The matches continued to follow the same highly successful pattern, one in which pure-hearted Japanese heroics defeated American villainy, thereby pumping up the national psyche. Among the willing and well-paid participants in the charade were wrestlers like the ‘bloodsucking demon’ Freddie Blassie, who helped inaugurate the color TV era by slashing Riki with a hidden fingernail file and biting him in the forehead – a display of bloodletting that caused five elderly men and three elderly women watching at home around the country to die from the shock. At the same time, however, as it was later revealed, a large percentage of the profits from pro wrestling and related businesses were secretly donated to the conservative pro-American LDP, an irony that appeared to bother none of the parties involved. Another irony that bothered absolutely no one was that in order to circumvent tight currency exchange laws, foreign wrestlers had to be paid in black market dollars.

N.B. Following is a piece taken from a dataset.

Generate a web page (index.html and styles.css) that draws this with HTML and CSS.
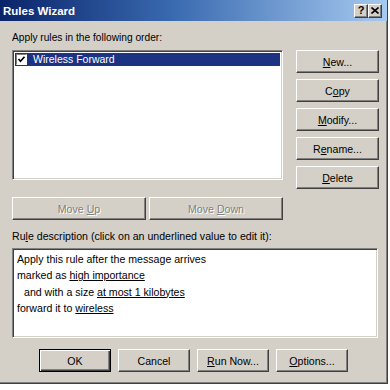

The governing body of professional wrestling was the Japan Professional Wrestling Association, and its organizational chart was a revealing microcosm of the power structure in Japan, above and below the surface. Kodama was the president. The commissioner of the JPWA was the vice-premier of the LDP, Bamboku Ono, who called his appointment to the post an ‘honor impossible to refuse’. Several JPWA commission members were high-ranking Parliament members, including a future prime minister, Yasuhiro Nakasone, who even maintained an office in one of Rikidozan’s Tokyo buildings, free of charge. Others included the CEO of Matsushita, one of the richest men in Japan, who bought television airtime for the matches, the head of NTV, which broadcast them, and the head of Daiei Film Studios, which made movies about them, while a retired police detective sat on the board of the advertising wing. The auditor of the JPWA was ‘Ginza Machii’, who was also a ‘bodyguard’ to Bamboku Ono and had secretly inducted Rikidozan into his gang in a ceremony at the Club Riki, thereby completing the unholy circle.